* Start *

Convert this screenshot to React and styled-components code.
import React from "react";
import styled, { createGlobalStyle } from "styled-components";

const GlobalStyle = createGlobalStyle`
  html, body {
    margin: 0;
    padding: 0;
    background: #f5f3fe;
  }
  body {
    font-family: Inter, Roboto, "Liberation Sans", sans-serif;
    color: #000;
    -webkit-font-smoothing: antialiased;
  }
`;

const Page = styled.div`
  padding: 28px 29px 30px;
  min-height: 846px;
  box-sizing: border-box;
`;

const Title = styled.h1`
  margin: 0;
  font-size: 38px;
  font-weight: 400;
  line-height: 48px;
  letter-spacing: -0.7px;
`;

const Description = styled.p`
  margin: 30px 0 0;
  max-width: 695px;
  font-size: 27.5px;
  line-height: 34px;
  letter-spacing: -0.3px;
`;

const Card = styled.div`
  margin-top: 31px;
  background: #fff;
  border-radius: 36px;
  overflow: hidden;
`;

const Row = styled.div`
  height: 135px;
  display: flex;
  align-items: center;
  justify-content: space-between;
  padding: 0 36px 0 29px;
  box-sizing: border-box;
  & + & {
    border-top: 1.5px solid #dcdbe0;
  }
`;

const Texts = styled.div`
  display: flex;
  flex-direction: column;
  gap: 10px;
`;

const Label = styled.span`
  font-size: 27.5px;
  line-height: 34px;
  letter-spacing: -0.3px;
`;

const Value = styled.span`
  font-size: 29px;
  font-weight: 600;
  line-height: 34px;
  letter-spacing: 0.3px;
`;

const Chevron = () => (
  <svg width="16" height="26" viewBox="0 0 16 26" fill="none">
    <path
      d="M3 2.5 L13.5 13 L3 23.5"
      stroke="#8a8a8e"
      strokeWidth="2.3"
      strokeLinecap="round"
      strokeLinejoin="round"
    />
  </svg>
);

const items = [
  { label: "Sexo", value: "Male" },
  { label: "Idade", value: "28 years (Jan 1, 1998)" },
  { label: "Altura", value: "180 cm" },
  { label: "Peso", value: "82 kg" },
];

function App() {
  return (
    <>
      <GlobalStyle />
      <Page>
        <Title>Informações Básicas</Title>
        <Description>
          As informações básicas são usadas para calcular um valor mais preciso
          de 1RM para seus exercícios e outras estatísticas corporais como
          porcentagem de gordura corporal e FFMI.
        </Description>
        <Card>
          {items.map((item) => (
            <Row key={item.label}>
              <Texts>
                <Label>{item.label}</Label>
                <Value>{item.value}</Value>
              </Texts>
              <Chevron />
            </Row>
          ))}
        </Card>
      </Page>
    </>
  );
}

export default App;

* End *
* Start *

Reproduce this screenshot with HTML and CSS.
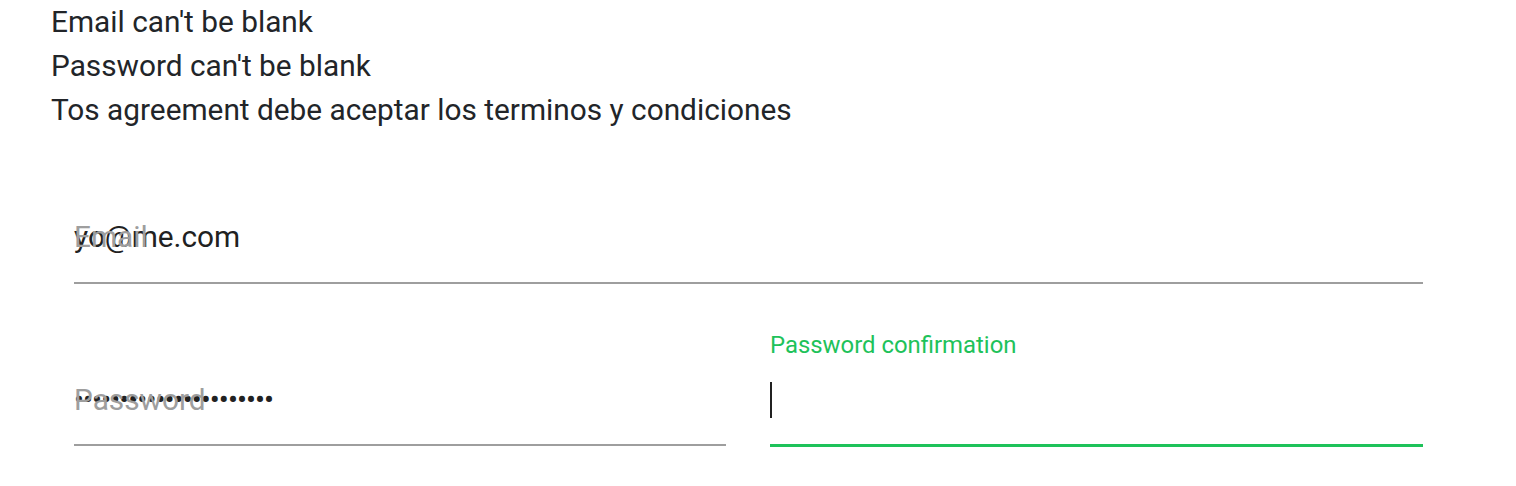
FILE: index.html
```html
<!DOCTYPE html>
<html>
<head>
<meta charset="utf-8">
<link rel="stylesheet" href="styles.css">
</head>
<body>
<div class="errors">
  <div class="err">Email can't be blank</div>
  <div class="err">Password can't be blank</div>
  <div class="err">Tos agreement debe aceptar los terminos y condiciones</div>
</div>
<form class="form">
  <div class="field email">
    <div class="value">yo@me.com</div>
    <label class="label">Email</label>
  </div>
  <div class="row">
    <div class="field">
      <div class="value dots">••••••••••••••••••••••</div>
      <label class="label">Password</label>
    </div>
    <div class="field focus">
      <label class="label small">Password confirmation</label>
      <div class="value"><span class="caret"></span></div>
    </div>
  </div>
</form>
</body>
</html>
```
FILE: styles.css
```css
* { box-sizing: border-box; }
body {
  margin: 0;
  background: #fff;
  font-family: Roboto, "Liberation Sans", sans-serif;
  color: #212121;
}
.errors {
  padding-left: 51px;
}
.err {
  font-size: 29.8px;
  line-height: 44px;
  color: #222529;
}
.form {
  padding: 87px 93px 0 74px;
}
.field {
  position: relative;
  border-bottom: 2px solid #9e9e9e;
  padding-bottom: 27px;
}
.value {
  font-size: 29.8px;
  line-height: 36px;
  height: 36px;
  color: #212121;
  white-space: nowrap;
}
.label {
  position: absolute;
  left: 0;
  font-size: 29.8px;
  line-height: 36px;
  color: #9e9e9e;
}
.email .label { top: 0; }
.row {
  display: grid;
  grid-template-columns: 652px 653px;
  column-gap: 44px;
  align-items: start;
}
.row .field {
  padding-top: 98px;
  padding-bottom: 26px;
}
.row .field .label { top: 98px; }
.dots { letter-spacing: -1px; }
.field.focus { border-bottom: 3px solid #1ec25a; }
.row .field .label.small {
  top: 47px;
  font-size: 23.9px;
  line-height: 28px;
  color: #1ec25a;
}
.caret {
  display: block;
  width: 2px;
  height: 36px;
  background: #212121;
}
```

* End *

## PROBLEM REQUIREMENTS
Copy all lines from the material that contain "components".

## TASK ANSWER
Convert this screenshot to React and styled-components code.
import styled, { createGlobalStyle } from "styled-components";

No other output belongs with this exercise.